E esta realidade é que preocupa pela fragilização e ataque aos valores da democracia. Há cerca de duas décadas (ainda temos bem presente o caso trágico do pequeno Alan, numa praia mediterrânica) a questão do fluxo migratório, seja ele o tradicional, o que resulta do fluxo de refugiados (pela guerra, pela fome, pela exploração, pelas alterações climáticas) ou como resultado do flagelo do tráfico humano, tem deixado marcas profundas na sociedade europeia. A par disso, a inconsistência da estratégia e do plano de apoio à Ucrânia tem aberto algumas feridas na coesão europeia, na temática da Segurança e na política externa.
Face a este panorama, ao crescimento do radicalismo e do nacionalismo, à dissonância da política externa europeia, com o aumento das vozes pró-Rússia e pró-Putin, a União Europeia precisa de uma reflexão urgente, precisa de se revisitar, precisa de voltar a olhar para a sua génese, para os seus pilares e valores.

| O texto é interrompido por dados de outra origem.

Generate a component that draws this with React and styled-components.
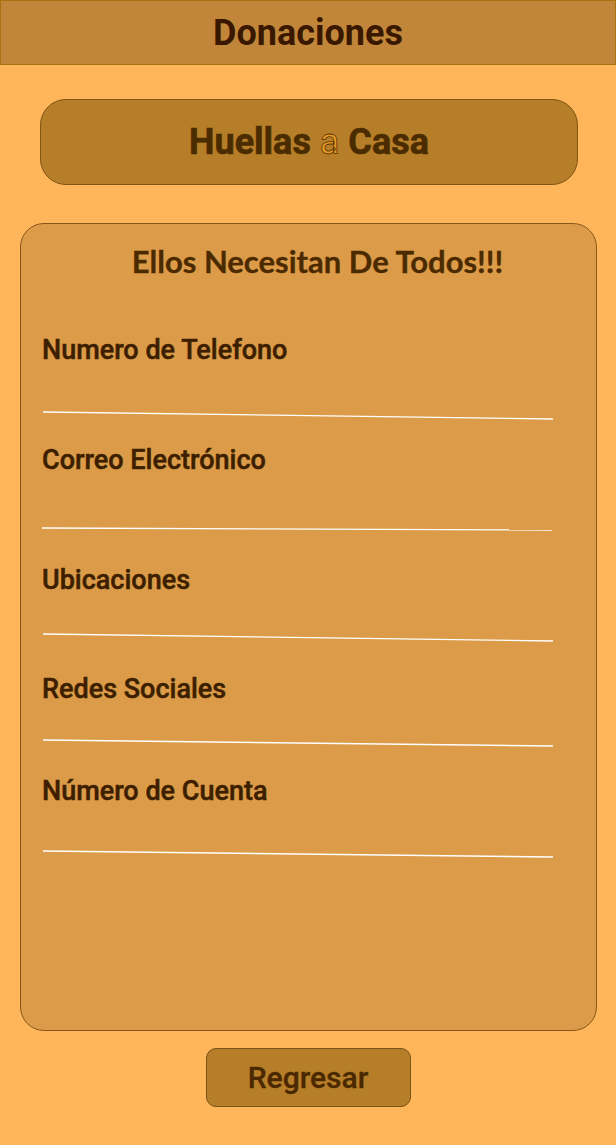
import styled, { createGlobalStyle } from 'styled-components'

const Global = createGlobalStyle`
  body {
    margin: 0;
    background: #ffb55a;
    font-family: Roboto, "Liberation Sans", sans-serif;
  }
`
const Page = styled.div`
  display: flex;
  flex-direction: column;
  min-height: 1145px;
`
const Header = styled.header`
  height: 63px;
  display: flex;
  align-items: center;
  justify-content: center;
  background: #c1863a;
  border: 1px solid #a8720f;
`
const HeaderTitle = styled.h1`
  margin: 0;
  font-size: 36px;
  font-weight: 700;
  color: #3a1800;
`
const Brand = styled.div`
  margin: 34px 0 0 40px;
  width: 536px;
  height: 84px;
  display: flex;
  align-items: center;
  justify-content: center;
  background: #b77e29;
  border: 1px solid #7f5414;
  border-radius: 26px;
`
const BrandText = styled.h2`
  margin: 0;
  font-size: 36px;
  font-weight: 700;
  color: #4a2c00;
  -webkit-text-stroke: 0.6px #4a2c00;
`
const Accent = styled.span`
  font-weight: 400;
  color: #e99a25;
  -webkit-text-stroke: 0.8px #5a3400;
`
const Card = styled.section`
  margin: 38px 0 0 20px;
  width: 575px;
  height: 786px;
  box-sizing: content-box;
  background: #db9b48;
  border: 1px solid #87581a;
  border-radius: 24px;
  padding-top: 20px;
  display: flex;
  flex-direction: column;
`
const CardTitle = styled.h3`
  margin: 0 0 0 18px;
  text-align: center;
  font-family: Lato, "Open Sans", sans-serif;
  font-size: 31px;
  font-weight: 700;
  line-height: 34px;
  color: #4b2a00;
  -webkit-text-stroke: 0.3px #4b2a00;
`
const Fields = styled.div`
  display: flex;
  flex-direction: column;
  padding: 0 0 0 21px;
`
const Field = styled.div`
  display: flex;
  flex-direction: column;
  margin-top: ${(p) => p.$top}px;
`
const Label = styled.label`
  font-size: 27px;
  font-weight: 500;
  line-height: 28px;
  color: #3d1f00;
  -webkit-text-stroke: 0.5px #3d1f00;
`
const Line = styled.svg`
  display: block;
  margin-top: ${(p) => p.$gap}px;
  width: 512px;
  height: 10px;
`
const Footer = styled.div`
  display: flex;
  justify-content: center;
  margin-top: 17px;
`
const Button = styled.button`
  width: 205px;
  height: 59px;
  background: #b77e29;
  border: 1px solid #7a5316;
  border-radius: 10px;
  font-family: Roboto, "Liberation Sans", sans-serif;
  font-size: 30px;
  font-weight: 500;
  color: #4a2800;
  -webkit-text-stroke: 0.3px #4a2800;
`

function App() {
  const fields = [
    { id: 1, text: 'Numero de Telefono', top: 58, gap: 47, x: 1, y1: 1, y2: 8 },
    { id: 2, text: 'Correo Electrónico', top: 25, gap: 53, x: 0, y1: 1, y2: 3 },
    { id: 3, text: 'Ubicaciones', top: 29, gap: 39, x: 1, y1: 1, y2: 8 },
    { id: 4, text: 'Redes Sociales', top: 32, gap: 36, x: 1, y1: 1, y2: 7 },
    { id: 5, text: 'Número de Cuenta', top: 28, gap: 45, x: 1, y1: 1, y2: 7 }
  ]
  return (
    <Page>
      <Global />
      <Header>
        <HeaderTitle>Donaciones</HeaderTitle>
      </Header>
      <Brand>
        <BrandText>
          Huellas <Accent>a</Accent> Casa
        </BrandText>
      </Brand>
      <Card>
        <CardTitle>Ellos Necesitan De Todos!!!</CardTitle>
        <Fields>
          {fields.map((f) => (
            <Field key={f.id} $top={f.top}>
              <Label>{f.text}</Label>
              <Line $gap={f.gap} viewBox='0 0 512 10'>
                <line
                  x1={f.x}
                  y1={f.y1}
                  x2={f.x + 510}
                  y2={f.y2}
                  stroke='#ffffff'
                  strokeWidth='1.4'
                />
              </Line>
            </Field>
          ))}
        </Fields>
      </Card>
      <Footer>
        <Button>Regresar</Button>
      </Footer>
    </Page>
  )
}

export default App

Precisa de regressar às prioridades de uma Europa Social, de uma Europa com uma economia forte, de uma Europa assente nos valores e nos pilares da democracia: liberdade, fraternidade e igualdade.
Sem esquecer a questão da guerra da Ucrânia e dos alargamentos em curso ou perspetivados, e, muito menos, sem descurar outras formas de encarar a questão da Imigração, nomeadamente no fluxo migratório do Mediterrâneo, que se tornou um verdadeiro cemitério humano, e numa estratégia que nunca foi assumida pela Europa que se prende com uma pressão sobre a origem migratória, muito pela assunção de responsabilidades coloniais e exploratórias de vários países europeus, ao longo de décadas, e que deixaram vastas regiões geradoras de conflitos, terrorismo, guerra, exploração, fome, pobreza, insustentabilidade governativa e política, e instabilidade social.
Caso contrário… a recomposição dos espaços políticos na Europa podem trazer preocupantes e complexos resultados para a coesão, democracia e sobrevivência do projeto europeu.